Contractors came to our house and started hammering, the sound echoed down the hall and JB said I can’t believe Riley is still asleep and I said I can’t believe it either and we ate breakfast and I read the comics pages and finally walked down to listen outside Riley’s door and I heard a quiet steady rattle as he turned a toy over and over and the hushed vowelly sounds of his contented babble and I opened the door and dramatically stepped in and I said Well HELLO and he turned his bright face towards me and smiled with his entire body.
Who’s a wriggly, I asked him. You’re a wriggly. You are. Yes.
It was sunny and cool and the shaded cement floor chilled my bare feet when I stepped into the carport to take out the trash. A pair of starlings chattered at me from the overhead power line, a truck ground and grumbled nearby, my son pressed a button on a toy from inside the house and through the open door I could hear the furrow of concentration in his brow. Ba, he said. Da.

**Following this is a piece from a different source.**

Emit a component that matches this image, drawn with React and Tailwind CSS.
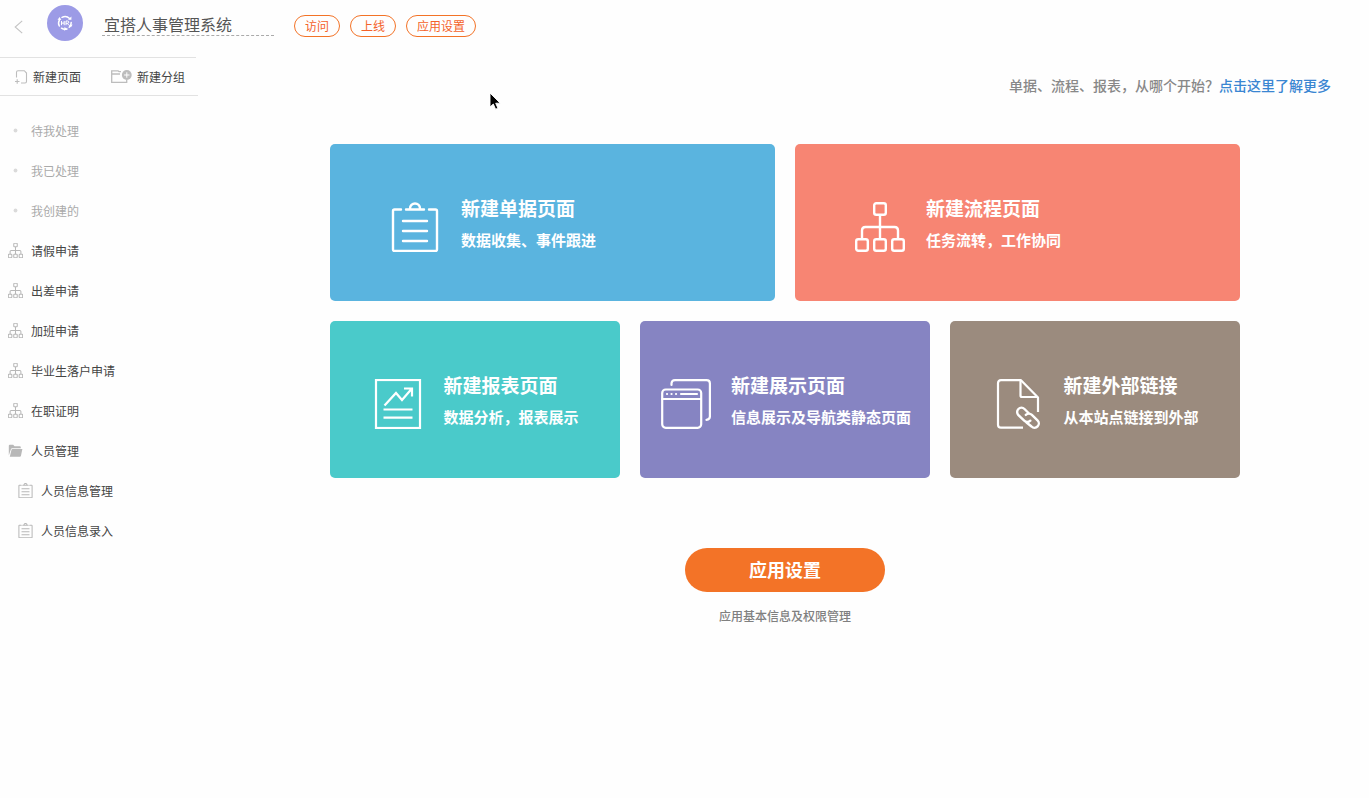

His father bundled him into the truck with the bag of bottles and jars of food and I said have a good day, JB said you too and we kissed and I said bye Riley, bye. The house was strange and echoey in their wake, washcloths and toys and bibs strewn as if from a great height, but I could take my time now and so I did, stood in front of the mirror and bared my teeth in a sharky grin and looked at my face, the tiny radiating creases around my eyes and mouth, the bacon-spatter of freckles, and it was familiar and okay – let’s shake hands, face – and I slid on some lipstick in a shade called plumsicle and carefully blotted with a piece of tissue and left a plum-colored artifact of myself behind, crumpled.
I drove down a street in my neighborhood flanked by wetlands and the car in front of me screeched to a stop, the car next to that one braked and did a fast jog around something in the road and I slowed in time to see a mother duck waddling busily across the pavement, and bumbling behind her were at least seven baby ducklings, yellow-speckled and tufty with new feathers and moving in a disorganized line that compressed and expanded as they hurried to keep up, stepping on the backs of each other’s feet and holding their tiny wings out as if for balance.
I crossed the 520 bridge and the sky looked like a production cell lifted from The Simpsons; oblong white clouds formed entirely of Bezier curves, pressed flat against a Prussian blue backdrop.
I was playing Liz Phair and it was early and my voice was scratchy from too many cups of coffee and I sang the lyrics (watching the lake turn the sky into blue-green smoke) in perfect pitch, low and level, and I stopped at a red light and for a second I turned my head slightly so the person in the next lane wouldn’t see my mouth moving, but then I noticed she was singing, too. I thought, what if she is listening to the exact same music, queued to the exact same moment, her mouth forming the exact same phrase as I am (in 27-D, I was behind the wing), wouldn’t that be something. And the light turned and we all drove forward.